## Begin Data provided
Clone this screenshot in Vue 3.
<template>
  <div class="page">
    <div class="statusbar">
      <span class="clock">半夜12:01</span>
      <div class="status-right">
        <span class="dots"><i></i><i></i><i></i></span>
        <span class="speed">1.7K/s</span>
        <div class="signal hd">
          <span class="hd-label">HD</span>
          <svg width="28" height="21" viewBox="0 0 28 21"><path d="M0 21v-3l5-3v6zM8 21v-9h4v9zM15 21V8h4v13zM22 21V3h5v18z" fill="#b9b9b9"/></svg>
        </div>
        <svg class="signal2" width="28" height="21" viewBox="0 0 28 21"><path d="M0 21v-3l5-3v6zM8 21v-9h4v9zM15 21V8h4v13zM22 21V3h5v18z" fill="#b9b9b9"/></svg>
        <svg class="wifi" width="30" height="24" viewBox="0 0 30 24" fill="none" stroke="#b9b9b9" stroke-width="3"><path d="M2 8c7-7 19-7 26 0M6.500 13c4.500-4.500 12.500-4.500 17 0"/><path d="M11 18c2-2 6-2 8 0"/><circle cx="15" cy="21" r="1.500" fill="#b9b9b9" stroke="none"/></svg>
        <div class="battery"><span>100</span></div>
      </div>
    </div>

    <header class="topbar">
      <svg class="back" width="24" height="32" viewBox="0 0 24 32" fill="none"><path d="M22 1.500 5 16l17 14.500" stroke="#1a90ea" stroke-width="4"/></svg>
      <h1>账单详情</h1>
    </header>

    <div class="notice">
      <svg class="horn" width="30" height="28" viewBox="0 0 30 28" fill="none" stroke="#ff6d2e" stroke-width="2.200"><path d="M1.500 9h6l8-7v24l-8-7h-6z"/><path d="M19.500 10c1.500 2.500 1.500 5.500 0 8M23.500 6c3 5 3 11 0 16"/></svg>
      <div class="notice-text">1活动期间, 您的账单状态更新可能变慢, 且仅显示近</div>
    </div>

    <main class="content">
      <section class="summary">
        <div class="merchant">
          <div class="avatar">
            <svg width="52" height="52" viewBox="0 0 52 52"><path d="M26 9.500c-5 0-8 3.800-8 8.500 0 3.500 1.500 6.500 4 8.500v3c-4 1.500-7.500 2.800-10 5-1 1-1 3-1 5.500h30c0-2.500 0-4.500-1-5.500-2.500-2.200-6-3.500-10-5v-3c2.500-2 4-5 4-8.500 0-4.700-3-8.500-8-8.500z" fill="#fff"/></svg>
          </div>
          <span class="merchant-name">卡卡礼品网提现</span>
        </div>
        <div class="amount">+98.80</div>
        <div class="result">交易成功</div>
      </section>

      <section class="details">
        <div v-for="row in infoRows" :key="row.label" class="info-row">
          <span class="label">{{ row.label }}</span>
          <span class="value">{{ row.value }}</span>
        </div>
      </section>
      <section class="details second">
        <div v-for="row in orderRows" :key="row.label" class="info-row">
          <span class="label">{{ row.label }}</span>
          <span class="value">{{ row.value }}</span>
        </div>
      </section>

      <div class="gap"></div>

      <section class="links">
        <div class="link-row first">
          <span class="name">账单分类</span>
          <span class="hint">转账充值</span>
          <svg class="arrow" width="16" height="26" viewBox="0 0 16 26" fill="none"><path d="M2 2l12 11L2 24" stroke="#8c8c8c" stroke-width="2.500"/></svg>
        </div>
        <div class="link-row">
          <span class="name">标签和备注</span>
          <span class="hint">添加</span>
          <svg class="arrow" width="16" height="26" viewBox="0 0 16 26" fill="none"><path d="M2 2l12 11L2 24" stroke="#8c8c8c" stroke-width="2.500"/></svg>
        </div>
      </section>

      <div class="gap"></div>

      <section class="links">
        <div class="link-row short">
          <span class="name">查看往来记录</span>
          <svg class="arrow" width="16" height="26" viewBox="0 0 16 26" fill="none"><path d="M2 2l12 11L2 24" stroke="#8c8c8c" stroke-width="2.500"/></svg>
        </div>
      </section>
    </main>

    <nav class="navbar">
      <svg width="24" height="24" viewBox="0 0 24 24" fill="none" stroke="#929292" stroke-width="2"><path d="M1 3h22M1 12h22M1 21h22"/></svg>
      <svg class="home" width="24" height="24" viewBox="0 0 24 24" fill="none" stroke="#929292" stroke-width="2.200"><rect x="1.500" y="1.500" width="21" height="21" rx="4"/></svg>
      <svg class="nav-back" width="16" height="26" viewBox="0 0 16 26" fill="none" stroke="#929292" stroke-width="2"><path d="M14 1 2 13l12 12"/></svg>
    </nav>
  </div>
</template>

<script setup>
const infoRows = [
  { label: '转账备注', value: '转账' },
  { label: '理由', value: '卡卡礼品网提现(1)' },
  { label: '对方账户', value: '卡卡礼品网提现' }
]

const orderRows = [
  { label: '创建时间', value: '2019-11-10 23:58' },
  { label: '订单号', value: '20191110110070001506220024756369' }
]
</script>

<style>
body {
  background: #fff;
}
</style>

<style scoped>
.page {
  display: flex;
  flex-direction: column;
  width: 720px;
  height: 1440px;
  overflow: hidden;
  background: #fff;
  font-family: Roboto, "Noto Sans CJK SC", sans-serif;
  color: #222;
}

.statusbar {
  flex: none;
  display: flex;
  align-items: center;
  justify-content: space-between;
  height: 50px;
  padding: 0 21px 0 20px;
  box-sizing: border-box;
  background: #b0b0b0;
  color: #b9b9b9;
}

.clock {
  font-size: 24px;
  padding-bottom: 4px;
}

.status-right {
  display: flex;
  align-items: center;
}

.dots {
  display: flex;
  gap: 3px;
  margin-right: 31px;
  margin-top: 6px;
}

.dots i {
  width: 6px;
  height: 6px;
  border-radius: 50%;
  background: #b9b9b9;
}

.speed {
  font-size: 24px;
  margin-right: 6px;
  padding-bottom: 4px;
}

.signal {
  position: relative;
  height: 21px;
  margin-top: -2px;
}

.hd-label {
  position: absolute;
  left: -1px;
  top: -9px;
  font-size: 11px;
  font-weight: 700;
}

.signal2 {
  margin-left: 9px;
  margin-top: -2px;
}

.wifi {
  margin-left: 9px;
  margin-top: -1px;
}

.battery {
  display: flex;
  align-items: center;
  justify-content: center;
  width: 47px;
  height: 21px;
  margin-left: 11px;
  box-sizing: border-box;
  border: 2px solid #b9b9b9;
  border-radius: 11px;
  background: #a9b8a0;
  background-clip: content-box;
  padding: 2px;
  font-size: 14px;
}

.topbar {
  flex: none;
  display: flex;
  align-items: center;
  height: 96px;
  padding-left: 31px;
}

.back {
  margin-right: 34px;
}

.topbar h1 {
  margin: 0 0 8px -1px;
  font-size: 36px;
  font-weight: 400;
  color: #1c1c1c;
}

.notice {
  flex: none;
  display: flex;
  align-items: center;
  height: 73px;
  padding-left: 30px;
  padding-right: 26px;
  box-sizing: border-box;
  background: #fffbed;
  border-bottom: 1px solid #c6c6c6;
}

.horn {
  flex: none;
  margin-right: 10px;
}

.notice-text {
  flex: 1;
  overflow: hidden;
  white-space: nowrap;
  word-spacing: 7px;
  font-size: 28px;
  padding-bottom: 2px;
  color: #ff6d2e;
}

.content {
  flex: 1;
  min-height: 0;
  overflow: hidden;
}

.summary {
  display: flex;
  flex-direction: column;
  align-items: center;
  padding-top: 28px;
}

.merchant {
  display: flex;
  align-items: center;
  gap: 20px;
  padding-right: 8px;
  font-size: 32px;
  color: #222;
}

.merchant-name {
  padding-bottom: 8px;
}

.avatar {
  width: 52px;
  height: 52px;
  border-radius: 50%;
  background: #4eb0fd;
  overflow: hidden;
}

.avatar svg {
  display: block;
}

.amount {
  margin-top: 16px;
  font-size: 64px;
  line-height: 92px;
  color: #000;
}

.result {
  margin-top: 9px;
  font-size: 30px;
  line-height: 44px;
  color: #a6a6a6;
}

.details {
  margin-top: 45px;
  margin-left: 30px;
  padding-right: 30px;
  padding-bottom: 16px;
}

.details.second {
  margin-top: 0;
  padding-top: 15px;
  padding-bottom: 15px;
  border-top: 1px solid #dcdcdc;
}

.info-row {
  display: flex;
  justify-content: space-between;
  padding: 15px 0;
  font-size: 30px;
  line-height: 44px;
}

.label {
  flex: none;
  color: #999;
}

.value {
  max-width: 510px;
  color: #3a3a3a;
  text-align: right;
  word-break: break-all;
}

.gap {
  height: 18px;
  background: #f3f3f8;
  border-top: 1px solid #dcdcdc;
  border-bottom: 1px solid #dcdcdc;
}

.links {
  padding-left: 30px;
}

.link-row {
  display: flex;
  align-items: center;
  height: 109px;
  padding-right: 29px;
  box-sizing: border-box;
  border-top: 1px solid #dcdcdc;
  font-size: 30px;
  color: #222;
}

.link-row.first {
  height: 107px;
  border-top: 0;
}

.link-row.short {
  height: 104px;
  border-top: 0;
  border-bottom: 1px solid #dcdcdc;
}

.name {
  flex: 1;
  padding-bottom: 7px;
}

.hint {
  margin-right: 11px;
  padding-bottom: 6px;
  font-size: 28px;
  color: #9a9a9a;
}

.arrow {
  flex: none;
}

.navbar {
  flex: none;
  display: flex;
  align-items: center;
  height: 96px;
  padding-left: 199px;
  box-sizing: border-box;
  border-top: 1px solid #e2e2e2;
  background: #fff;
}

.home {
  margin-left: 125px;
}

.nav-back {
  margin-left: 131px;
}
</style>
## End Data provided
## Begin Data provided
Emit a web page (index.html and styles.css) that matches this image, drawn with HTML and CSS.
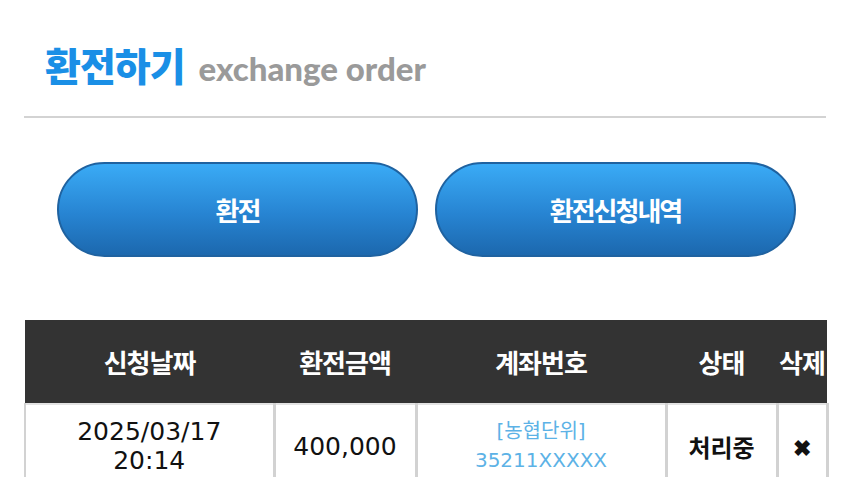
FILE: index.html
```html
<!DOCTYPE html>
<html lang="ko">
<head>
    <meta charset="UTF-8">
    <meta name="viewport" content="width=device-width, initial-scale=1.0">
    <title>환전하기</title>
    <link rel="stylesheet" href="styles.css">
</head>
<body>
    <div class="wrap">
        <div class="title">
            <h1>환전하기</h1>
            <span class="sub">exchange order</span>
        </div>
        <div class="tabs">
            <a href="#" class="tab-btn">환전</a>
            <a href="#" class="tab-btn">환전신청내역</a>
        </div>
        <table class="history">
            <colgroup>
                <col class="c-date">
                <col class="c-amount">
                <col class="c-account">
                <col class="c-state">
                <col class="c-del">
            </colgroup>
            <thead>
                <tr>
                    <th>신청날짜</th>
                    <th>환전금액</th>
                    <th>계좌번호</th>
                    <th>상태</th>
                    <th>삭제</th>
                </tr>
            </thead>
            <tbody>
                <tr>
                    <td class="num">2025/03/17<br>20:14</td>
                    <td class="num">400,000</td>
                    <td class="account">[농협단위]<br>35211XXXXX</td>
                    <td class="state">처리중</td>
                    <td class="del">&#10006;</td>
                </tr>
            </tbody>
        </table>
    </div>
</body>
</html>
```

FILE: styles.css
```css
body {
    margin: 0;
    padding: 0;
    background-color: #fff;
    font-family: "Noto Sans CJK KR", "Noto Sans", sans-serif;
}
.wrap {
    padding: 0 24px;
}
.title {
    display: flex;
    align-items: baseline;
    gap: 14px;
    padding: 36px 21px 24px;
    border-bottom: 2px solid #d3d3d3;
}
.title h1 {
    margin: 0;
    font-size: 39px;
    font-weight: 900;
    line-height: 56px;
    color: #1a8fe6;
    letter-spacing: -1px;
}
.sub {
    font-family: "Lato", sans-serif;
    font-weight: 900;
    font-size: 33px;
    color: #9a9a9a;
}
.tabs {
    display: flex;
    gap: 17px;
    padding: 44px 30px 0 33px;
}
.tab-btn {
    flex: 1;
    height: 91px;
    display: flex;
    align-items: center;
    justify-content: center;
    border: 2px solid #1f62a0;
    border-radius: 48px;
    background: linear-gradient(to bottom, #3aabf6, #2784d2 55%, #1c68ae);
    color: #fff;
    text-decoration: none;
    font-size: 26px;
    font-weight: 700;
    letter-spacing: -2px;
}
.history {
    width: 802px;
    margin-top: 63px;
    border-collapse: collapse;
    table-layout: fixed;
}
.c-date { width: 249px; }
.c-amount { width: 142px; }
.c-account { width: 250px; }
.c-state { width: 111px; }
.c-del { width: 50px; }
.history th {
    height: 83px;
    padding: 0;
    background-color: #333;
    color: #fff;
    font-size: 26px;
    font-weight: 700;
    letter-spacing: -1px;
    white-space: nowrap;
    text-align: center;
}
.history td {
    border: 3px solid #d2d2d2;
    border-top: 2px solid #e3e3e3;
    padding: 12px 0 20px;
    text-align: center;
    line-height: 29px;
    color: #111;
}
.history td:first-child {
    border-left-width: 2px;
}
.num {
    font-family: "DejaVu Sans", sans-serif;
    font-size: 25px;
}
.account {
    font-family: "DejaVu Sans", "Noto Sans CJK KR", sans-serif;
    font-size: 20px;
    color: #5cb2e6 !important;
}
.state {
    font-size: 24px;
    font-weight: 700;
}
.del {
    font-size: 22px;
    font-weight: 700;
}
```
## End Data provided
## Begin Data provided
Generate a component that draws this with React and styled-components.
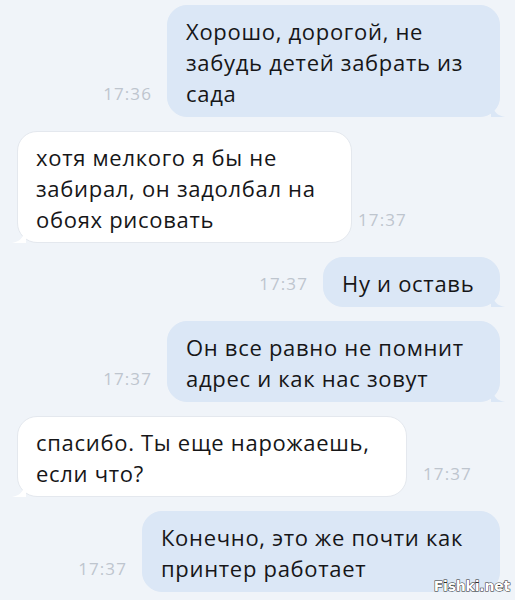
## End Data provided
Set exercise: In the entries above, find every line with the word "page" and list it.

Response to this task:
  <div class="page">
.page {
Emit a web page (index.html and styles.css) that matches this image, drawn with HTML and CSS.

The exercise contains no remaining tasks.